[start of MATERIAL SHOWN]

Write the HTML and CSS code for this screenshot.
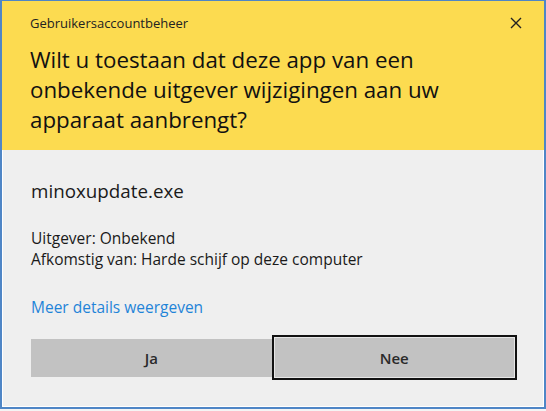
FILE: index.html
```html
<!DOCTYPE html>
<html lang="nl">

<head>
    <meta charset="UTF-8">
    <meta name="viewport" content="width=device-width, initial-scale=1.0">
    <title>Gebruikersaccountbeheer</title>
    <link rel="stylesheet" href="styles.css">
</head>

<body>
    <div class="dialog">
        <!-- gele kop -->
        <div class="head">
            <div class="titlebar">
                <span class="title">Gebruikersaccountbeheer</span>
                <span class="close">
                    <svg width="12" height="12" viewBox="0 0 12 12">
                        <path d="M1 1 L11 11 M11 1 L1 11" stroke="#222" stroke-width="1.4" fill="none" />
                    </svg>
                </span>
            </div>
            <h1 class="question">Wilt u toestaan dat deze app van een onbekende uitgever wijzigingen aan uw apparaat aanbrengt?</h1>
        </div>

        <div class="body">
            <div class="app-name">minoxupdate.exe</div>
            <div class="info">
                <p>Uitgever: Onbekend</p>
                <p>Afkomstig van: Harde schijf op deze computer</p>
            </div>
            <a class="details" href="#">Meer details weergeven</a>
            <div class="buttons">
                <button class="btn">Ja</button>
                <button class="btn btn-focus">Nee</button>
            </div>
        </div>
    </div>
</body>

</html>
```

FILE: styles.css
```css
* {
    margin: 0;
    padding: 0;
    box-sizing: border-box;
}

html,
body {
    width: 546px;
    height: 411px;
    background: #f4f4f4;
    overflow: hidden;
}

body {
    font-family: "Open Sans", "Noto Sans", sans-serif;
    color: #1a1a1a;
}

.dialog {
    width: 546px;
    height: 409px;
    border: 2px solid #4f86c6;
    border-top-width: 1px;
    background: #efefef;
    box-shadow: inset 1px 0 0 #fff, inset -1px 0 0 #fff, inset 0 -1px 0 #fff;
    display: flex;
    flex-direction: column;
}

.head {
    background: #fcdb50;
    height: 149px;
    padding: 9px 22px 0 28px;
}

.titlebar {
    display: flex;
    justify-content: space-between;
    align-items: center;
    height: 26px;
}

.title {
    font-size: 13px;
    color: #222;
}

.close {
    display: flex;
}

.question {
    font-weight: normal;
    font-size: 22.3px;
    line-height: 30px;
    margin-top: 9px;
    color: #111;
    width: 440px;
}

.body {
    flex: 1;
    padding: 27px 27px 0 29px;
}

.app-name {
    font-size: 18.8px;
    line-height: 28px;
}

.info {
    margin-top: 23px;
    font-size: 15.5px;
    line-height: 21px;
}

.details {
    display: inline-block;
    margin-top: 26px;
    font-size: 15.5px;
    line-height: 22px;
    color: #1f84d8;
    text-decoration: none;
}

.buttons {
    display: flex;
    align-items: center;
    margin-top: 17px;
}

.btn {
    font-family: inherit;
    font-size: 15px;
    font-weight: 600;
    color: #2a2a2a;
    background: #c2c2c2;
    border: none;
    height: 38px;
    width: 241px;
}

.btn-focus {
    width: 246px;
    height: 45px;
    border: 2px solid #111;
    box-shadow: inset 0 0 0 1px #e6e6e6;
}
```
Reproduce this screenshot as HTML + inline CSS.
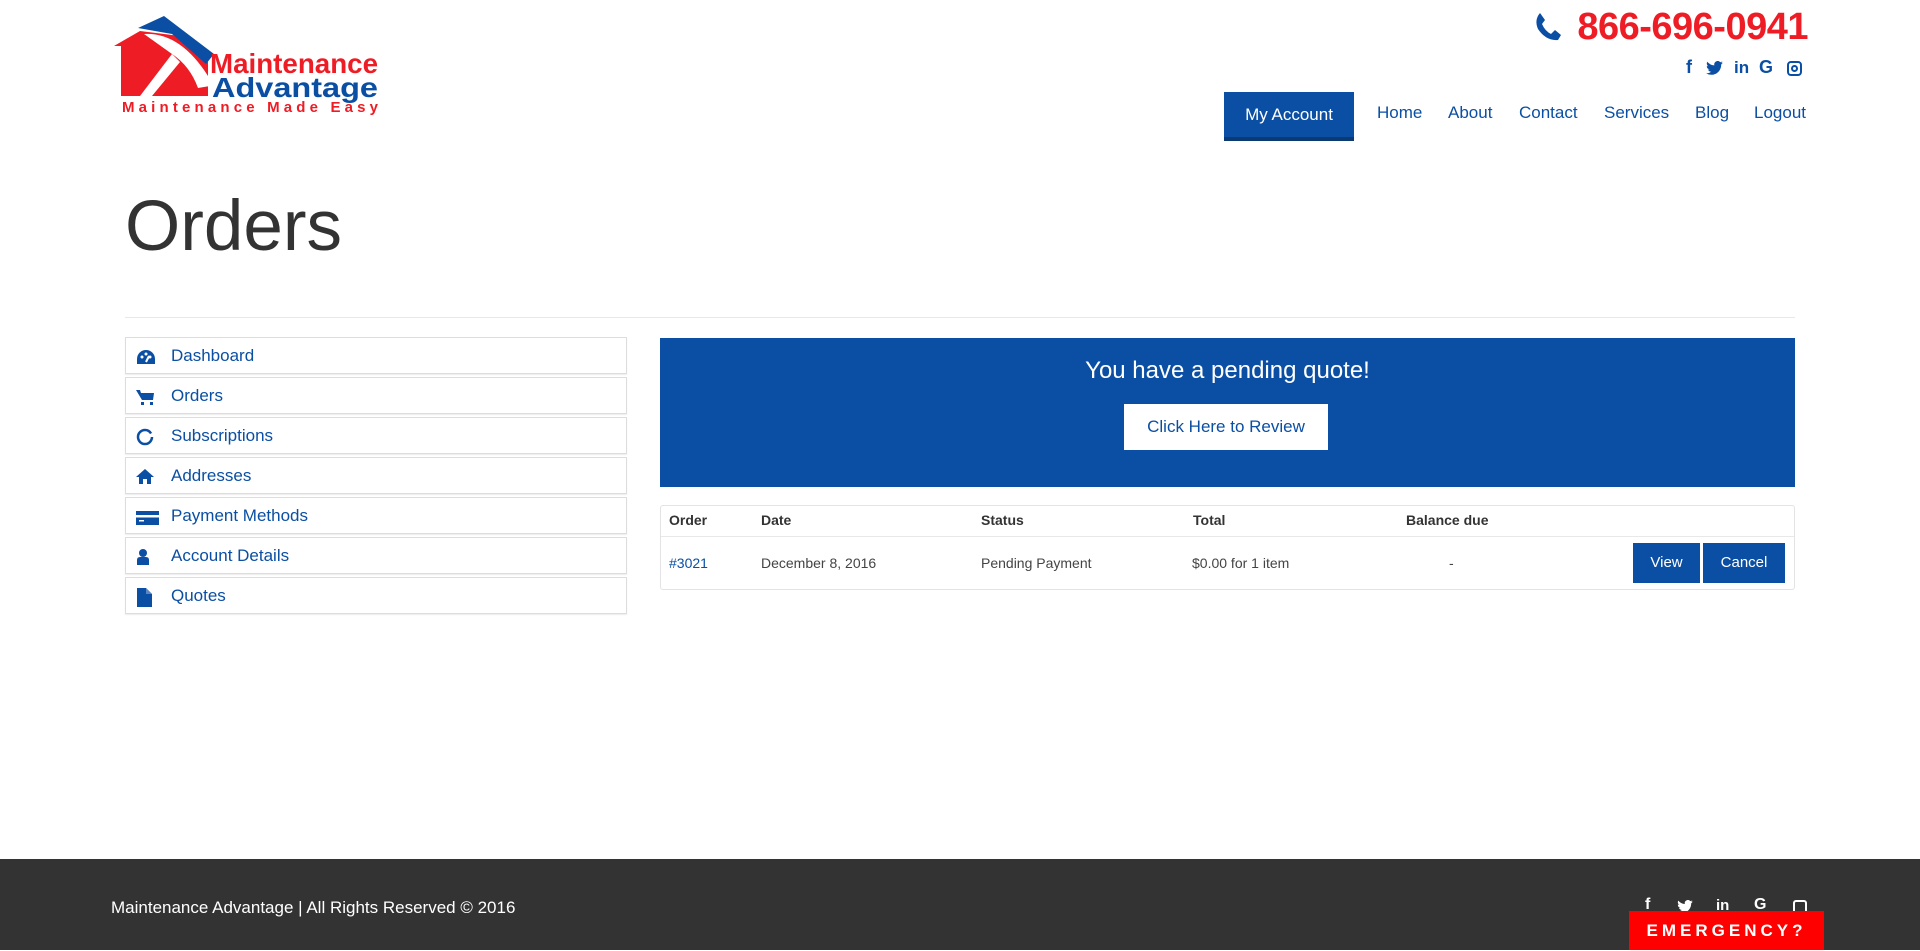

[end of MATERIAL SHOWN]

• [GIVEN PROBLEM]:
Repeat the data above exactly, but not the pictures.

• [SOLUTION]:
Write the HTML and CSS code for this screenshot.
FILE: index.html
```html
<!DOCTYPE html>
<html lang="nl">

<head>
    <meta charset="UTF-8">
    <meta name="viewport" content="width=device-width, initial-scale=1.0">
    <title>Gebruikersaccountbeheer</title>
    <link rel="stylesheet" href="styles.css">
</head>

<body>
    <div class="dialog">
        <!-- gele kop -->
        <div class="head">
            <div class="titlebar">
                <span class="title">Gebruikersaccountbeheer</span>
                <span class="close">
                    <svg width="12" height="12" viewBox="0 0 12 12">
                        <path d="M1 1 L11 11 M11 1 L1 11" stroke="#222" stroke-width="1.4" fill="none" />
                    </svg>
                </span>
            </div>
            <h1 class="question">Wilt u toestaan dat deze app van een onbekende uitgever wijzigingen aan uw apparaat aanbrengt?</h1>
        </div>

        <div class="body">
            <div class="app-name">minoxupdate.exe</div>
            <div class="info">
                <p>Uitgever: Onbekend</p>
                <p>Afkomstig van: Harde schijf op deze computer</p>
            </div>
            <a class="details" href="#">Meer details weergeven</a>
            <div class="buttons">
                <button class="btn">Ja</button>
                <button class="btn btn-focus">Nee</button>
            </div>
        </div>
    </div>
</body>

</html>
```

FILE: styles.css
```css
* {
    margin: 0;
    padding: 0;
    box-sizing: border-box;
}

html,
body {
    width: 546px;
    height: 411px;
    background: #f4f4f4;
    overflow: hidden;
}

body {
    font-family: "Open Sans", "Noto Sans", sans-serif;
    color: #1a1a1a;
}

.dialog {
    width: 546px;
    height: 409px;
    border: 2px solid #4f86c6;
    border-top-width: 1px;
    background: #efefef;
    box-shadow: inset 1px 0 0 #fff, inset -1px 0 0 #fff, inset 0 -1px 0 #fff;
    display: flex;
    flex-direction: column;
}

.head {
    background: #fcdb50;
    height: 149px;
    padding: 9px 22px 0 28px;
}

.titlebar {
    display: flex;
    justify-content: space-between;
    align-items: center;
    height: 26px;
}

.title {
    font-size: 13px;
    color: #222;
}

.close {
    display: flex;
}

.question {
    font-weight: normal;
    font-size: 22.3px;
    line-height: 30px;
    margin-top: 9px;
    color: #111;
    width: 440px;
}

.body {
    flex: 1;
    padding: 27px 27px 0 29px;
}

.app-name {
    font-size: 18.8px;
    line-height: 28px;
}

.info {
    margin-top: 23px;
    font-size: 15.5px;
    line-height: 21px;
}

.details {
    display: inline-block;
    margin-top: 26px;
    font-size: 15.5px;
    line-height: 22px;
    color: #1f84d8;
    text-decoration: none;
}

.buttons {
    display: flex;
    align-items: center;
    margin-top: 17px;
}

.btn {
    font-family: inherit;
    font-size: 15px;
    font-weight: 600;
    color: #2a2a2a;
    background: #c2c2c2;
    border: none;
    height: 38px;
    width: 241px;
}

.btn-focus {
    width: 246px;
    height: 45px;
    border: 2px solid #111;
    box-shadow: inset 0 0 0 1px #e6e6e6;
}
```
Reproduce this screenshot as HTML + inline CSS.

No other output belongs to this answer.